___ Source data

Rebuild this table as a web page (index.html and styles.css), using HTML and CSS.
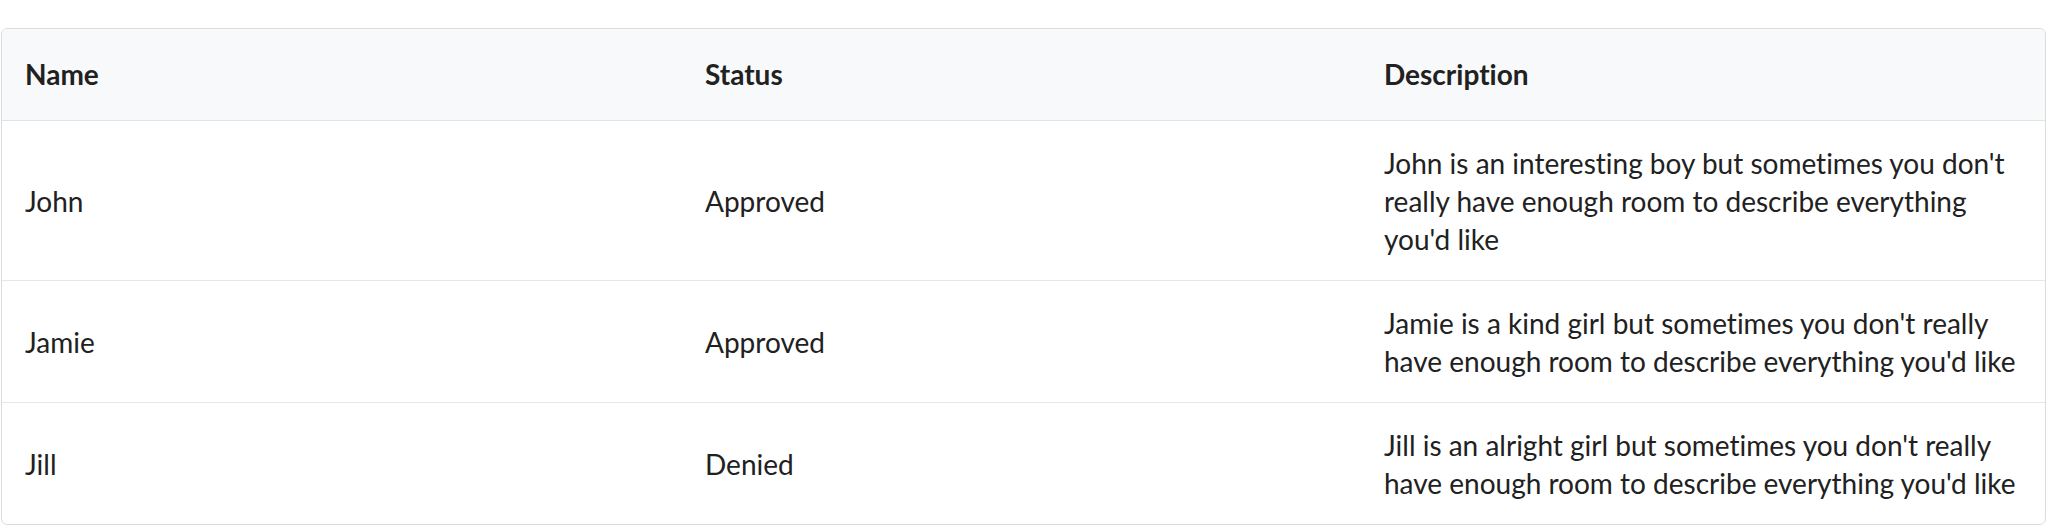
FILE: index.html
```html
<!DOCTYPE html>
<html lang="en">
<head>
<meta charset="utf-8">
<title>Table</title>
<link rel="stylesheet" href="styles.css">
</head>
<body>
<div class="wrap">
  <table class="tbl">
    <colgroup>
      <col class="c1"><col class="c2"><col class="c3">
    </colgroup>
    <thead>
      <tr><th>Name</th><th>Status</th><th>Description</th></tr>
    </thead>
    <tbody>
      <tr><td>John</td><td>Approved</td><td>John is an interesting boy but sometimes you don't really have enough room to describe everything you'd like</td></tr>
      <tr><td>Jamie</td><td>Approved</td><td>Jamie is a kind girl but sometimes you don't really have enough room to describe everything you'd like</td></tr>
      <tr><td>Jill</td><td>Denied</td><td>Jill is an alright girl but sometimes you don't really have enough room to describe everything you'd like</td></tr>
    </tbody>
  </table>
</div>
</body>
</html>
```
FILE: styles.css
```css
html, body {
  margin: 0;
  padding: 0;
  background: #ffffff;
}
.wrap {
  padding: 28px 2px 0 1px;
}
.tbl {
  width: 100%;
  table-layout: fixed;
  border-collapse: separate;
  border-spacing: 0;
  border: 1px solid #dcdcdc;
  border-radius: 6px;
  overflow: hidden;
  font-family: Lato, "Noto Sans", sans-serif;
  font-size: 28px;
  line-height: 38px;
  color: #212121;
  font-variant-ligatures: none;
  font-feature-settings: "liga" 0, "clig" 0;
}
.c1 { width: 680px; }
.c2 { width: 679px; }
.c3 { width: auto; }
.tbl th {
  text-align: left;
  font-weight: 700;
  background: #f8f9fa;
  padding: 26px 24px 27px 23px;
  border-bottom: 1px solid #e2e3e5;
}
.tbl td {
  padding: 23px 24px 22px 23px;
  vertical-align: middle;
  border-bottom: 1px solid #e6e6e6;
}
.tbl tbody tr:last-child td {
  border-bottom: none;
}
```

______

— Set exercise —
Repeat verbatim all the material, but not the pictures.

— Response —
Rebuild this table as a web page (index.html and styles.css), using HTML and CSS.
FILE: index.html
```html
<!DOCTYPE html>
<html lang="en">
<head>
<meta charset="utf-8">
<title>Table</title>
<link rel="stylesheet" href="styles.css">
</head>
<body>
<div class="wrap">
  <table class="tbl">
    <colgroup>
      <col class="c1"><col class="c2"><col class="c3">
    </colgroup>
    <thead>
      <tr><th>Name</th><th>Status</th><th>Description</th></tr>
    </thead>
    <tbody>
      <tr><td>John</td><td>Approved</td><td>John is an interesting boy but sometimes you don't really have enough room to describe everything you'd like</td></tr>
      <tr><td>Jamie</td><td>Approved</td><td>Jamie is a kind girl but sometimes you don't really have enough room to describe everything you'd like</td></tr>
      <tr><td>Jill</td><td>Denied</td><td>Jill is an alright girl but sometimes you don't really have enough room to describe everything you'd like</td></tr>
    </tbody>
  </table>
</div>
</body>
</html>
```
FILE: styles.css
```css
html, body {
  margin: 0;
  padding: 0;
  background: #ffffff;
}
.wrap {
  padding: 28px 2px 0 1px;
}
.tbl {
  width: 100%;
  table-layout: fixed;
  border-collapse: separate;
  border-spacing: 0;
  border: 1px solid #dcdcdc;
  border-radius: 6px;
  overflow: hidden;
  font-family: Lato, "Noto Sans", sans-serif;
  font-size: 28px;
  line-height: 38px;
  color: #212121;
  font-variant-ligatures: none;
  font-feature-settings: "liga" 0, "clig" 0;
}
.c1 { width: 680px; }
.c2 { width: 679px; }
.c3 { width: auto; }
.tbl th {
  text-align: left;
  font-weight: 700;
  background: #f8f9fa;
  padding: 26px 24px 27px 23px;
  border-bottom: 1px solid #e2e3e5;
}
.tbl td {
  padding: 23px 24px 22px 23px;
  vertical-align: middle;
  border-bottom: 1px solid #e6e6e6;
}
.tbl tbody tr:last-child td {
  border-bottom: none;
}
```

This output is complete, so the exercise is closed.